Also cited is a photo of United Steelworkers Local 8888 members during their successful fight to organize a union at the Newport News, Virginia, shipyard in 1979, a strike that registered the strengthening of the working class as a result of the fight for Black rights in the South.
This is the first time in eight months that the Militant has been impounded by Florida prison authorities, after years of skirmishes over numerous issues. Most of these were reversed on appeal after organizations and individuals who backed the rights of the Militant, and of prisoners to read what they want, wrote letters protesting the bans.
In response to the latest blatant attack on rights, the Literature Review Committee has been getting letters protesting the banning. “We urge the Committee to reverse the impoundment at its next meeting and permit Florida prisoners to receive these issues of the Militant,” wrote Benjamin Stevenson for the American Civil Liberties Union of Florida April 23. Objecting to workers “holding a fist in the air,” he said, “appears to be a pretext to prohibit current concerns about safety and health.”
Stevenson added, “We urge the Committee to comply with the constitution.”
When authorities seize a copy of the Militant at any Florida prison, the issue is removed from all 48 subscribers in prisons across that state, and countless others who read the paper as it’s passed around.

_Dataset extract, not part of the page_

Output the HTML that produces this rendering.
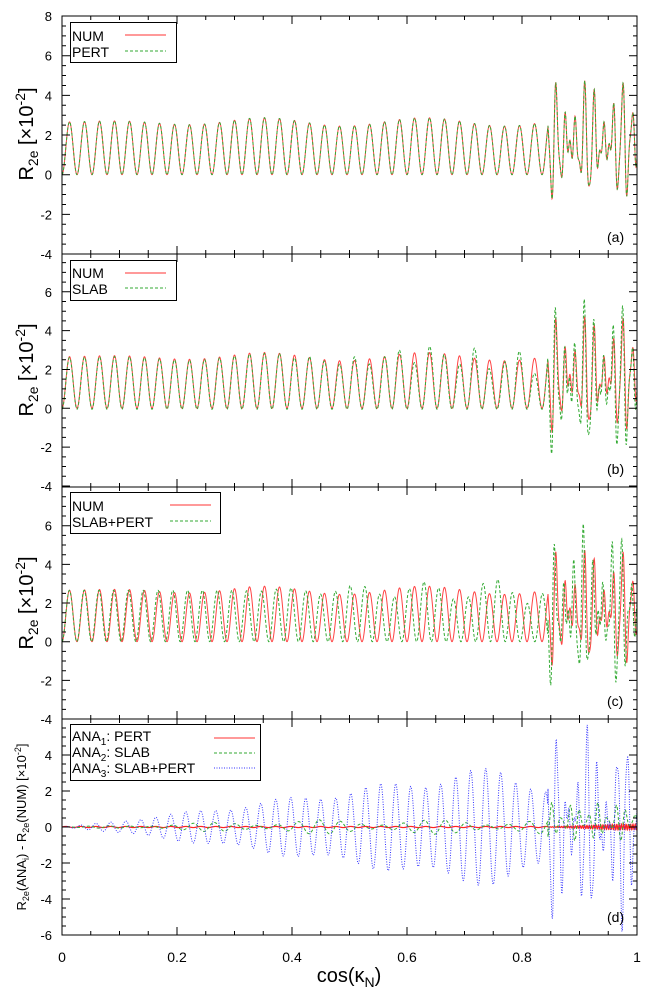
<!DOCTYPE html>
<html><head><meta charset="utf-8"><style>
html,body{margin:0;padding:0;background:#fff;}
svg{display:block;font-family:"Liberation Sans",sans-serif;}
</style></head><body>
<svg id="s" width="664" height="998" viewBox="0 0 664 998" xmlns="http://www.w3.org/2000/svg">
<defs>
<clipPath id="ca"><rect x="62" y="16" width="575" height="238"/></clipPath>
<clipPath id="cb"><rect x="62" y="254" width="575" height="233"/></clipPath>
<clipPath id="cc"><rect x="62" y="487" width="575" height="232"/></clipPath>
<clipPath id="cd"><rect x="62" y="719" width="575" height="216"/></clipPath>
</defs>
<g id="curves"></g>
<g id="axes" stroke="#000" stroke-width="1" fill="none"></g>
<g id="labels" font-size="13" fill="#000"></g>
<g font-size="14" fill="#000">
<rect x="70.5" y="22.5" width="106" height="40" fill="#fff" stroke="#000"/>
<text x="72" y="41">NUM</text><text x="72" y="57">PERT</text>
<line x1="125" y1="35" x2="166" y2="35" stroke="#f33" stroke-width="1"/>
<line x1="125" y1="51" x2="166" y2="51" stroke="#3a3" stroke-width="1" stroke-dasharray="3,2"/>

<rect x="70.5" y="260.5" width="106" height="40" fill="#fff" stroke="#000"/>
<text x="72" y="278">NUM</text><text x="72" y="294">SLAB</text>
<line x1="125" y1="273" x2="166" y2="273" stroke="#f33"/>
<line x1="125" y1="288" x2="166" y2="288" stroke="#3a3" stroke-dasharray="3,2"/>

<rect x="70.5" y="492.5" width="150" height="41" fill="#fff" stroke="#000"/>
<text x="72" y="511">NUM</text><text x="72" y="527">SLAB+PERT</text>
<line x1="170" y1="505" x2="211" y2="505" stroke="#f33"/>
<line x1="170" y1="521" x2="211" y2="521" stroke="#3a3" stroke-dasharray="3,2"/>

<rect x="70.5" y="724.5" width="190" height="56" fill="#fff" stroke="#000"/>
<text x="72" y="741">ANA<tspan font-size="10" dy="4">1</tspan><tspan dy="-4">: PERT</tspan></text>
<text x="72" y="757">ANA<tspan font-size="10" dy="4">2</tspan><tspan dy="-4">: SLAB</tspan></text>
<text x="72" y="773">ANA<tspan font-size="10" dy="4">3</tspan><tspan dy="-4">: SLAB+PERT</tspan></text>
<line x1="214" y1="738" x2="255" y2="738" stroke="#f33"/>
<line x1="214" y1="753" x2="255" y2="753" stroke="#3a3" stroke-dasharray="3,2"/>
<line x1="214" y1="768" x2="255" y2="768" stroke="#33f" stroke-dasharray="1,1.5"/>
</g>
<g font-size="14" fill="#000">
<text x="607" y="242">(a)</text><text x="607" y="474">(b)</text><text x="607" y="706">(c)</text><text x="607" y="922">(d)</text>
</g>
<g font-size="20" fill="#000">
<text transform="translate(33,134) rotate(-90)" text-anchor="middle">R<tspan font-size="14" dy="5">2e</tspan><tspan dy="-5"> [×10</tspan><tspan font-size="14" dy="-8">-2</tspan><tspan dy="8">]</tspan></text>
<text transform="translate(33,370) rotate(-90)" text-anchor="middle">R<tspan font-size="14" dy="5">2e</tspan><tspan dy="-5"> [×10</tspan><tspan font-size="14" dy="-8">-2</tspan><tspan dy="8">]</tspan></text>
<text transform="translate(33,603) rotate(-90)" text-anchor="middle">R<tspan font-size="14" dy="5">2e</tspan><tspan dy="-5"> [×10</tspan><tspan font-size="14" dy="-8">-2</tspan><tspan dy="8">]</tspan></text>
<text transform="translate(26,827) rotate(-90)" text-anchor="middle" font-size="13">R<tspan font-size="9" dy="3">2e</tspan><tspan dy="-3">(ANA</tspan><tspan font-size="9" dy="3">i</tspan><tspan dy="-3">) - R</tspan><tspan font-size="9" dy="3">2e</tspan><tspan dy="-3">(NUM) [×10</tspan><tspan font-size="9" dy="-5">-2</tspan><tspan dy="5">]</tspan></text>
<text x="349" y="982" text-anchor="middle">cos(κ<tspan font-size="14" dy="5">N</tspan><tspan dy="-5">)</tspan></text>
</g>
</svg>
<script>
(function(){
var NS="http://www.w3.org/2000/svg";
var X0=62,W=575;
var P=[{top:16,bot:254,z:174.7,u:19.83,labs:[8,6,4,2,0,-2,-4],clip:'ca'},
{top:254,bot:487,z:408.3,u:19.42,labs:[6,4,2,0,-2,-4],clip:'cb'},
{top:487,bot:719,z:641.7,u:19.33,labs:[6,4,2,0,-2,-4],clip:'cc'},
{top:719,bot:935,z:827,u:18.0,labs:[4,2,0,-2,-4,-6],clip:'cd'}];
var ax=document.getElementById('axes'),lb=document.getElementById('labels'),cv=document.getElementById('curves');
function el(t,a,p){var e=document.createElementNS(NS,t);for(var k in a)e.setAttribute(k,a[k]);(p||ax).appendChild(e);return e;}
var d="";
P.forEach(function(p,i){
 d+="M"+X0+" "+p.top+"H"+(X0+W)+"V"+p.bot+"H"+X0+"Z";
 for(var k=0;k<=20;k++){var x=X0+k*W/20;var L=(k%4==0)?8:4;
  d+="M"+x+" "+p.top+"v"+L+"M"+x+" "+p.bot+"v-"+L;}
 for(var v=-6;v<=8;v+=0.5){var y=p.z-v*p.u;if(y<p.top-0.5||y>p.bot+0.5)continue;var L=(v%2==0)?8:4;
  d+="M"+X0+" "+y+"h"+L+"M"+(X0+W)+" "+y+"h-"+L;}
 p.labs.forEach(function(v){var y=p.z-v*p.u;var t=el('text',{x:52,y:y+5,'text-anchor':'end'},lb);t.textContent=v;});
});
el('path',{d:d});
[0,0.2,0.4,0.6,0.8,1].forEach(function(v){var t=el('text',{x:X0+v*W,y:962,'text-anchor':'middle','font-size':'14'},lb);t.textContent=v;});
var T=15/575;
function base(x,per,ph){return 1.33*(1-Math.cos(2*Math.PI*x/(per||T)+(ph||0)));}
function env(x){return 1+0.08*Math.sin(2*Math.PI*x/0.28)*Math.min(1,x*3);}
function chaos(x,s){var a=2*Math.PI*x;return 1.6+2.3*Math.sin(a/0.0165+1+s)*(0.7+0.5*Math.sin(a/0.06+s))+0.6*Math.sin(a/0.0085+2+s*2);}
function num(x){return x<0.845?base(x)*env(x):chaos(x,0);}
function mk(f,p,col,dash,w){var s="";for(var i=0;i<=2300;i++){var x=i/2300;var y=p.z-f(x)*p.u;s+=(i?"L":"M")+(X0+x*W).toFixed(2)+" "+y.toFixed(2);}
 var a={d:s,fill:'none',stroke:col,'stroke-width':w||1,'clip-path':'url(#'+p.clip+')'};if(dash)a['stroke-dasharray']=dash;el('path',a,cv);}
mk(num,P[0],'#f44');mk(num,P[0],'#3a3','3,2');
mk(num,P[1],'#f44');
mk(function(x){if(x<0.845)return num(x)*(1+0.3*Math.max(0,x-0.35)*Math.sin(2*Math.PI*x/0.07)*2)-0.05;return chaos(x,0.3)*1.3-0.7;},P[1],'#3a3','3,2');
mk(num,P[2],'#f44');
mk(function(x){if(x<0.845)return base(x,T*0.985,0)*(1+0.25*Math.max(0,x-0.3)*2*Math.sin(2*Math.PI*x/0.12));return chaos(x,0.9)*1.35-0.6;},P[2],'#3a3','3,2');
mk(function(x){if(x<0.845)return 0.03*Math.sin(2*Math.PI*x/T);return 0.15*Math.sin(2*Math.PI*x/0.004)*Math.min(1,(x-0.84)*8);},P[3],'#f22','',1.2);
mk(function(x){if(x<0.845)return 0.25*Math.min(1,x*2.5)*Math.sin(2*Math.PI*x/(T*1.4))*(1+0.6*Math.sin(2*Math.PI*x/0.2));return 0.9*Math.sin(2*Math.PI*x/0.016)*(0.7+0.5*Math.sin(2*Math.PI*x/0.04))+0.3;},P[3],'#3a3','3,2');
mk(function(x){if(x<0.845){var A=0.7*Math.pow(x/0.2,1.1)*(1+0.12*Math.sin(2*Math.PI*x/0.17));if(x>0.76)A*=1-(x-0.76)*5;return A*Math.sin(2*Math.PI*x/T);}
 var a=2*Math.PI*x;return 4.8*Math.sin(a/0.0175+0.5)*(0.6+0.45*Math.sin(a/0.06))+0.8*Math.sin(a/0.008);},P[3],'#33f','1,1.5');
})();
</script>
</body></html>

“Officials from Florida DOC institutions have repeatedly attempted to censor issues of this publication over the past three years,” wrote Justin Mazzola, deputy director of research for Amnesty International USA, April 23. He urged prison authorities to overturn the impoundment and “cease the arbitrary impoundment of the publication by Florida DOC institutions in the future.”
“The act of informing subscribers about events of the outside world in and of itself should not be means to violate prisoners’ freedom of expression,” he wrote.
The Militant ’s attorney, David Goldstein, is preparing the paper’s appeal and Literature Review Committee officials say they will take it up at its next meeting, scheduled for the first week of May.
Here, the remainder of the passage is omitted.